Concernant les risques, il semble important de signaler que l’IA générative n’est à ce jour pas une IA de confiance : certaines bases de données d’apprentissage, reposant principalement sur un scrapping du web, ne semblent pas respecter les droits d’auteur et de propriété. Il n’existe pas encore de métrique consensuelle permettant d’apprécier l’équité (absence de biais), la robustesse, la résilience de ces modèles.

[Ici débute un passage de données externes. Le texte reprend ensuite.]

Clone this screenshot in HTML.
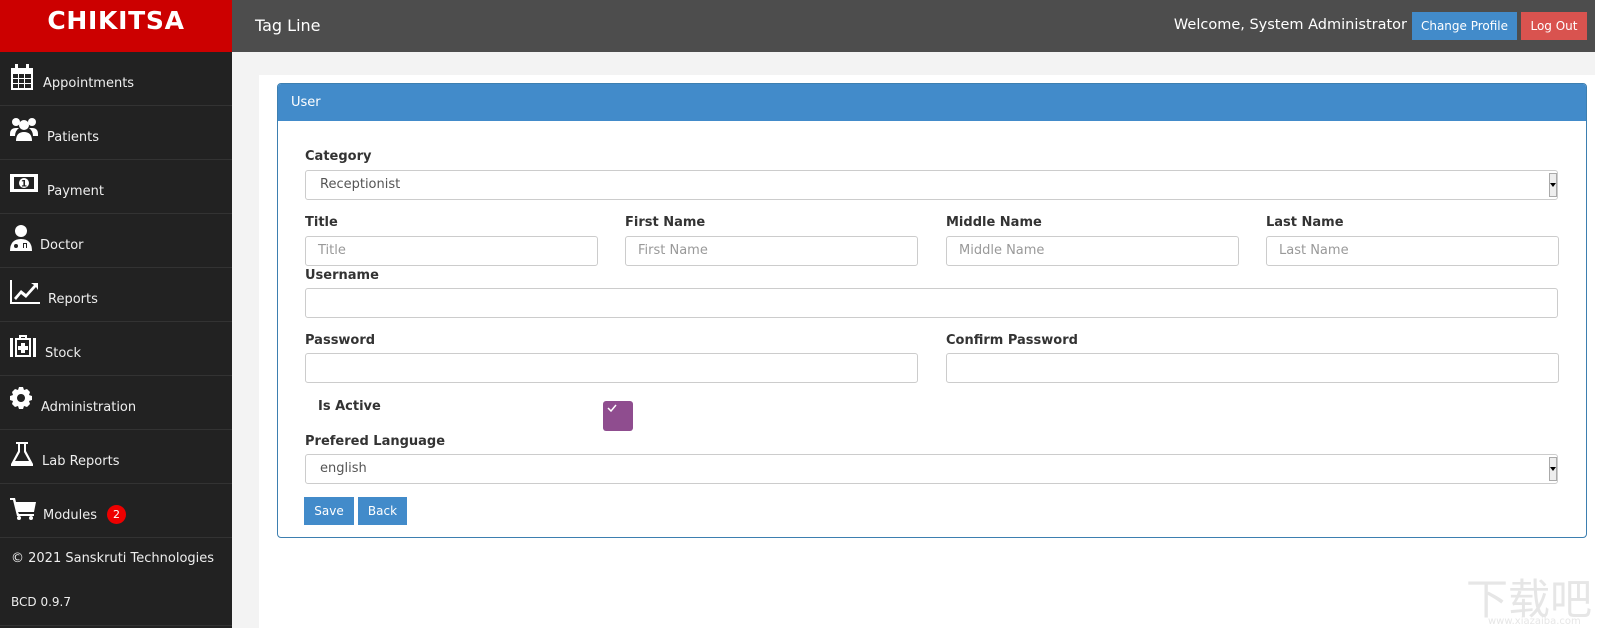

Par ailleurs, la dimension de ces giga-modèles rend leur entraînement inaccessible à la plupart des PME/ETI. Seules les multinationales, en particulier états-uniennes et chinoises, semblent réellement disposer des ressources suffisantes pour se positionner sur ce marché. Il y a un
véritable enjeu de souveraineté à court terme et de dépendance aux hyperscalers états-uniens. Enfin, son entraînement et chaque calcul d’inférence sont beaucoup plus coûteux en énergie que les modèles d’IA utilisés jusqu’à présent, il sera nécessaire d’accompagner son développement en veillant à notre impact environnemental. Elle n’est pas non plus “embarquable”, ce qui rend son utilisation complexe pour de nombreuses applications, notamment dans des domaines stratégiques pour l’Europe (mobilité, production industrielle nécessitant des calculs on premise, etc.).